*Artigo por Flávia Antunes
Em tempos de COP30, o Brasil reúne duas forças que o colocam em posição única no cenário global: uma matriz elétrica composta por cerca de 90% de fontes renováveis e mais de 500 milhões de hectares de vegetação nativa. Energia e natureza são pilares complementares de uma mesma estratégia: impulsionar o desenvolvimento sustentável e posicionar o país como protagonista da economia de baixo carbono.
Há um paralelo evidente entre o setor elétrico e o de SbN (Soluções Baseadas na Natureza). Ambos compartilham o mesmo propósito de reduzir emissões, gerar empregos verdes e promover resiliência climática, embora partam de fundamentos distintos. Enquanto o setor elétrico se baseia em infraestrutura, tecnologia e redes para viabilizar a transição energética, as SbN utilizam a restauração e a conservação dos ecossistemas como instrumentos para remover carbono da atmosfera. Unindo essas duas frentes, o Brasil pode se tornar um verdadeiro hub de soluções climáticas integradas.
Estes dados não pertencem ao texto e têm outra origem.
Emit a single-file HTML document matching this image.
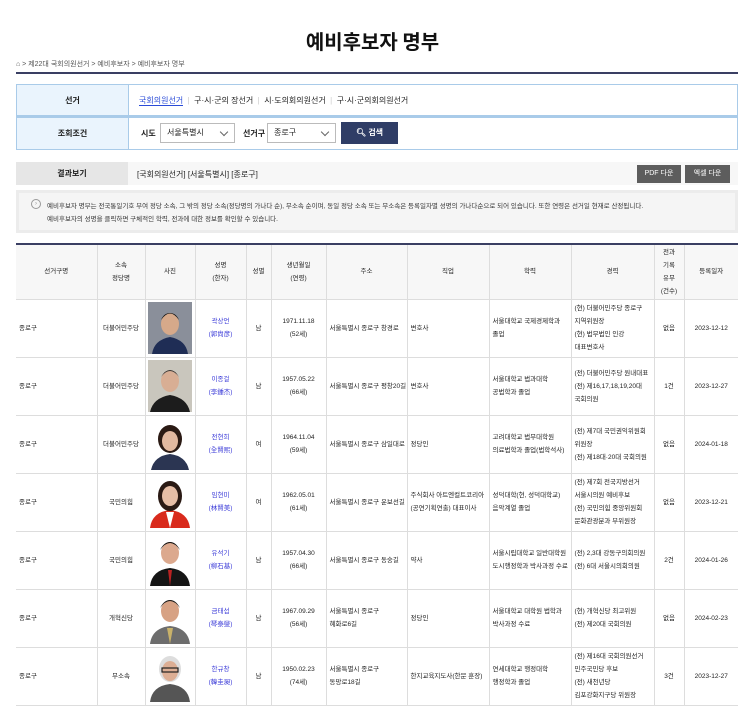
<!DOCTYPE html>
<html><head><meta charset="utf-8">
<style>
*{margin:0;padding:0;box-sizing:border-box}
body{width:745px;height:712px;background:#fff;font-family:"Liberation Sans","Noto Sans CJK KR",sans-serif;color:#222;position:relative;overflow:hidden;font-size:8px}
.a{position:absolute}
h1{position:absolute;left:0;width:745px;top:26px;text-align:center;font-size:20px;font-weight:bold;font-family:"Noto Sans CJK KR",sans-serif;color:#111}
.bc{left:16px;top:59px;font-size:7px;color:#555}
.line{left:16px;top:72px;width:722px;height:2px;background:#3a3f63}
.box{left:16px;width:722px;border:1px solid #a9cbe9;background:#fff}
.lab{position:absolute;left:0;top:0;bottom:0;width:112px;background:#eaf4fd;border-right:1px solid #a9cbe9;display:flex;align-items:center;justify-content:center;font-size:8px;font-weight:bold}
.sel{position:absolute;height:20px;border:1px solid #bbb;background:#fff;font-size:8px;padding:0 6px;line-height:18px}
.sel:after{content:"";position:absolute;right:7px;top:5px;width:5px;height:5px;border-right:1px solid #666;border-bottom:1px solid #666;transform:rotate(45deg)}
.btn{position:absolute;top:165px;height:18px;background:#5d5d5d;color:#fff;font-size:7px;line-height:18px;text-align:center}
table{position:absolute;left:16px;top:243px;width:722px;border-collapse:collapse;table-layout:fixed;border-top:2px solid #3a3f63}
td,th{border:1px solid #ddd;font-size:6.5px;text-align:center;vertical-align:middle;line-height:13px;font-weight:normal;color:#222;white-space:nowrap;overflow:hidden}
th{background:#f7f7f7;height:55px}
td{height:58px}
td:first-child,th:first-child{border-left:none}
td:last-child,th:last-child{border-right:none}
td.l{text-align:left;padding-left:3px}
.nm{color:#3b3bd8}
.ph{width:44px;height:52px;margin:0 auto;display:block}
</style></head><body>
<h1>예비후보자 명부</h1>
<div class="a bc">⌂ &gt; 제22대 국회의원선거 &gt; 예비후보자 &gt; 예비후보자 명부</div>
<div class="a line"></div>
<div class="a box" style="top:84px;height:32px"><div class="lab">선거</div>
<div class="a" style="left:122px;top:10px;font-size:8px;white-space:nowrap"><span style="color:#2a4bd8;border-bottom:1px solid #2a4bd8">국회의원선거</span><span style="color:#ccc"> &nbsp;|&nbsp; </span>구·시·군의 장선거<span style="color:#ccc"> &nbsp;|&nbsp; </span>시·도의회의원선거<span style="color:#ccc"> &nbsp;|&nbsp; </span>구·시·군의회의원선거</div></div>
<div class="a box" style="top:116px;height:34px;border-top:2px solid #a9cbe9"><div class="lab">조회조건</div>
<div class="a" style="left:124px;top:10px;font-weight:bold">시도</div>
<div class="sel" style="left:143px;top:5px;width:75px">서울특별시</div>
<div class="a" style="left:226px;top:10px;font-weight:bold">선거구</div>
<div class="sel" style="left:250px;top:5px;width:69px">종로구</div>
<div class="a" style="left:324px;top:4px;width:57px;height:22px;background:#2f3d66;color:#fff;font-size:8px;line-height:22px;text-align:center;font-weight:bold">🔍︎ 검색</div></div>
<div class="a" style="left:16px;top:162px;width:722px;height:23px;background:#f7f7f7"></div>
<div class="a" style="left:16px;top:162px;width:112px;height:23px;background:#e6e6e6;text-align:center;line-height:23px;font-weight:bold">결과보기</div>
<div class="a" style="left:137px;top:169px">[국회의원선거] [서울특별시] [종로구]</div>
<div class="btn" style="left:637px;width:44px">PDF 다운</div>
<div class="btn" style="left:685px;width:45px">엑셀 다운</div>
<div class="a" style="left:16px;top:190px;width:722px;height:43px;background:#ececec"></div>
<div class="a" style="left:19px;top:193px;width:716px;height:37px;background:#f5f5f5"></div>
<div class="a" style="left:31px;top:199px;width:10px;height:10px;border:1px solid #999;border-radius:50%;font-size:6px;line-height:8px;text-align:center;color:#999">›</div>
<div class="a" style="left:47px;top:200px;font-size:6.5px;line-height:13px;color:#333;white-space:nowrap">예비후보자 명부는 전국통일기호 부여 정당 소속, 그 밖의 정당 소속(정당명의 가나다 순), 무소속 순이며, 동일 정당 소속 또는 무소속은 등록일자별 성명의 가나다순으로 되어 있습니다. 또한 연령은 선거일 현재로 산정됩니다.<br>예비후보자의 성명을 클릭하면 구체적인 학력, 전과에 대한 정보를 확인할 수 있습니다.</div>
<table>
<colgroup><col style="width:81px"><col style="width:48px"><col style="width:50px"><col style="width:51px"><col style="width:25px"><col style="width:55px"><col style="width:81px"><col style="width:82px"><col style="width:82px"><col style="width:83px"><col style="width:30px"><col style="width:54px"></colgroup>
<tr><th>선거구명</th><th>소속<br>정당명</th><th>사진</th><th>성명<br>(한자)</th><th>성별</th><th>생년월일<br>(연령)</th><th>주소</th><th>직업</th><th>학력</th><th>경력</th><th>전과<br>기록<br>유무<br>(건수)</th><th>등록일자</th></tr>
<tr><td class="l">종로구</td><td>더불어민주당</td><td><svg class="ph" viewBox="0 0 44 52"><rect width="44" height="52" fill="#8a8f9a"/><path d="M4 52 Q6 38 22 35 Q38 38 40 52Z" fill="#1f2d55"/><ellipse cx="22" cy="22" rx="9" ry="11" fill="#d6a98a"/><path d="M13 18 Q22 5 31 18 Q28 11 22 11 Q16 11 13 18Z" fill="#111"/></svg></td><td><span class="nm">곽상언<br>(郭尙彦)</span></td><td>남</td><td>1971.11.18<br>(52세)</td><td class="l">서울특별시 종로구 창경로</td><td class="l">변호사</td><td class="l">서울대학교 국제경제학과<br>졸업</td><td class="l">(현) 더불어민주당 종로구<br>지역위원장<br>(현) 법무법인 인강<br>대표변호사</td><td>없음</td><td>2023-12-12</td></tr>
<tr><td class="l">종로구</td><td>더불어민주당</td><td><svg class="ph" viewBox="0 0 44 52"><rect width="44" height="52" fill="#c9c6bd"/><path d="M2 52 Q5 38 22 35 Q39 38 42 52Z" fill="#1c1c1c"/><ellipse cx="22" cy="21" rx="9" ry="11" fill="#d8ae94"/><path d="M13 17 Q22 5 31 17 Q27 10 22 10 Q17 10 13 17Z" fill="#333"/></svg></td><td><span class="nm">이종걸<br>(李鍾杰)</span></td><td>남</td><td>1957.05.22<br>(66세)</td><td class="l">서울특별시 종로구 평창20길</td><td class="l">변호사</td><td class="l">서울대학교 법과대학<br>공법학과 졸업</td><td class="l">(전) 더불어민주당 원내대표<br>(전) 제16,17,18,19,20대<br>국회의원</td><td>1건</td><td>2023-12-27</td></tr>
<tr><td class="l">종로구</td><td>더불어민주당</td><td><svg class="ph" viewBox="0 0 44 52"><rect width="44" height="52" fill="#fff"/><path d="M3 52 Q6 38 22 36 Q38 38 41 52Z" fill="#2b3552"/><ellipse cx="22" cy="21" rx="12" ry="14" fill="#2a1a14"/><ellipse cx="22" cy="23" rx="8" ry="10" fill="#e2b9a0"/></svg></td><td><span class="nm">전현희<br>(全賢熙)</span></td><td>여</td><td>1964.11.04<br>(59세)</td><td class="l">서울특별시 종로구 삼일대로</td><td class="l">정당인</td><td class="l">고려대학교 법무대학원<br>의료법학과 졸업(법학석사)</td><td class="l">(전) 제7대 국민권익위원회<br>위원장<br>(전) 제18대·20대 국회의원</td><td>없음</td><td>2024-01-18</td></tr>
<tr><td class="l">종로구</td><td>국민의힘</td><td><svg class="ph" viewBox="0 0 44 52"><rect width="44" height="52" fill="#fff"/><path d="M2 52 Q4 36 22 34 Q40 36 42 52Z" fill="#d92a1c"/><path d="M18 36 L22 52 L26 36Z" fill="#fff"/><ellipse cx="22" cy="20" rx="12" ry="15" fill="#2a1a14"/><ellipse cx="22" cy="20" rx="8" ry="10" fill="#e6bea6"/></svg></td><td><span class="nm">임현미<br>(林賢美)</span></td><td>여</td><td>1962.05.01<br>(61세)</td><td class="l">서울특별시 종로구 운보선길</td><td class="l">주식회사 아트엔컬트코리아<br>(공연기획연출) 대표이사</td><td class="l">성덕대학(현, 성덕대학교)<br>음악계열 졸업</td><td class="l">(전) 제7회 전국지방선거<br>서울시의원 예비후보<br>(전) 국민의힘 중앙위원회<br>문화관광분과 부위원장</td><td>없음</td><td>2023-12-21</td></tr>
<tr><td class="l">종로구</td><td>국민의힘</td><td><svg class="ph" viewBox="0 0 44 52"><rect width="44" height="52" fill="#fff"/><path d="M2 52 Q4 36 22 34 Q40 36 42 52Z" fill="#151515"/><path d="M20 36 L22 52 L24 36Z" fill="#b22"/><ellipse cx="22" cy="19" rx="9" ry="11" fill="#dca98e"/><path d="M12 16 Q22 2 32 16 Q28 8 22 8 Q16 8 12 16Z" fill="#111"/></svg></td><td><span class="nm">유석기<br>(柳石基)</span></td><td>남</td><td>1957.04.30<br>(66세)</td><td class="l">서울특별시 종로구 동숭길</td><td class="l">약사</td><td class="l">서울시립대학교 일반대학원<br>도시행정학과 박사과정 수료</td><td class="l">(전) 2,3대 강동구의회의원<br>(전) 6대 서울시의회의원</td><td>2건</td><td>2024-01-26</td></tr>
<tr><td class="l">종로구</td><td>개혁신당</td><td><svg class="ph" viewBox="0 0 44 52"><rect width="44" height="52" fill="#fff"/><path d="M2 52 Q4 36 22 34 Q40 36 42 52Z" fill="#6d6d6d"/><path d="M19 36 L22 52 L25 36Z" fill="#c9b26a"/><ellipse cx="22" cy="19" rx="9" ry="11" fill="#d7a284"/><path d="M12 16 Q22 2 32 16 Q28 8 22 8 Q16 8 12 16Z" fill="#1a1a1a"/></svg></td><td><span class="nm">금태섭<br>(琴泰燮)</span></td><td>남</td><td>1967.09.29<br>(56세)</td><td class="l">서울특별시 종로구<br>혜화로6길</td><td class="l">정당인</td><td class="l">서울대학교 대학원 법학과<br>박사과정 수료</td><td class="l">(현) 개혁신당 최고위원<br>(전) 제20대 국회의원</td><td>없음</td><td>2024-02-23</td></tr>
<tr><td class="l">종로구</td><td>무소속</td><td><svg class="ph" viewBox="0 0 44 52"><rect width="44" height="52" fill="#fff"/><path d="M2 52 Q4 36 22 34 Q40 36 42 52Z" fill="#555"/><ellipse cx="22" cy="19" rx="11" ry="13" fill="#ddd"/><ellipse cx="22" cy="21" rx="8" ry="10" fill="#dcae94"/><rect x="14" y="18" width="16" height="4" fill="none" stroke="#222" stroke-width="1.2"/></svg></td><td><span class="nm">한규창<br>(韓圭昶)</span></td><td>남</td><td>1950.02.23<br>(74세)</td><td class="l">서울특별시 종로구<br>동망로18길</td><td class="l">한지교육지도사(한문 훈장)</td><td class="l">연세대학교 행정대학<br>행정학과 졸업</td><td class="l">(전) 제16대 국회의원선거<br>민주국민당 후보<br>(전) 새천년당<br>김포강화지구당 위원장</td><td>3건</td><td>2023-12-27</td></tr>
</table>
</body></html>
O setor elétrico brasileiro consolidou-se nas últimas décadas como um caso de sucesso em governança e previsibilidade. Com um marco regulatório sólido há mais de 25 anos, planejamento centralizado e concessões que equilibram risco e retorno, o país construiu um sistema interligado, capaz de atender de forma estável um mercado consumidor universalizado e em crescimento. Essa estrutura permitiu resultados expressivos também no campo climático: a expansão planejada da matriz nacional pode reduzir até 176 milhões de toneladas de CO₂ por ano até 2050, o equivalente a 42% das emissões atuais do setor energético e 11% das emissões líquidas nacionais.
As SbN, por sua vez, começam a trilhar caminho semelhante, ainda que em estágio menos maduro. A aprovação do SBCE (Sistema Brasileiro de Comércio de Emissões), em dezembro de 2024, foi um marco fundamental para trazer segurança jurídica e previsibilidade aos investidores. O setor tem atraído atenção crescente: empresas de tecnologia, aviação e finanças já movimentam cerca de R$ 200 bilhões em créditos de carbono, com forte apetite por projetos brasileiros. Iniciativas como a Coalizão Brasil Clima, Florestas e Agricultura garantiram US$ 2,6 bilhões para projetos de bioeconomia e restauração, com a meta de erradicar o desmatamento ilegal até 2030.
Ainda assim, os desafios permanecem significativos. O país precisa expandir a rede de viveiros florestais, padronizar custos e certificações, mitigar riscos cambiais e construir referências públicas de preço para os créditos de carbono. É justamente nesse ponto que o paralelo com o setor elétrico ganha força: a estrutura regulatória, o modelo de concessões e o planejamento plurianual que sustentaram o crescimento do setor de energia podem inspirar o avanço das SbN.
Assim como a energia renovável se viabilizou com políticas de incentivo de longo prazo, o setor florestal também demanda mecanismos financeiros específicos como linhas de crédito, subsídios e instrumentos que garantam estabilidade e segurança para novos investimentos. O papel do Estado é essencial, seja pela atuação de instrumentos como o Fundo Clima e o Eco Invest, seja pela criação de condições estáveis para o investimento privado. A experiência do setor elétrico mostra que estabilidade regulatória, transparência e parcerias público-privadas bem estruturadas são os alicerces para destravar escala e competitividade.
É dessa convergência entre natureza e energia que nasce a Carbon2Nature Brasil, joint venture da Neoenergia com a Carbon2Nature, da Iberdrola, dedicada ao desenvolvimento de soluções baseadas na natureza. No Sul da Bahia, a empresa se uniu à Biomas para restaurar uma área degradada de 1,2 mil hectares com árvores nativas, o que representa o plantio de mais de 2 milhões de mudas de 70 espécies até 2027. O projeto, batizado de Muçununga, prevê a geração de aproximadamente 525 mil créditos de carbono em 40 anos, cada um equivalente a uma tonelada de CO₂ removida da atmosfera. Trata-se de um modelo em que a restauração é financiada pelos próprios créditos de carbono gerados, combinando sustentabilidade ambiental e viabilidade econômica.
O futuro do Brasil depende dessa integração. O país tem condições únicas de liderar a transição global para uma economia de baixo carbono, unindo a solidez do seu setor elétrico à força transformadora das suas florestas. Ao replicar nas SbN a mesma lógica de governança, planejamento e transparência que estruturou o setor de energia, o Brasil pode mostrar ao mundo que é possível crescer, inovar e proteger o planeta ao mesmo tempo. A hora é agora. A COP 30 será o palco ideal para reafirmar esse protagonismo.

*Flávia Antunes é chief operating officer da Carbon2Nature Brasil.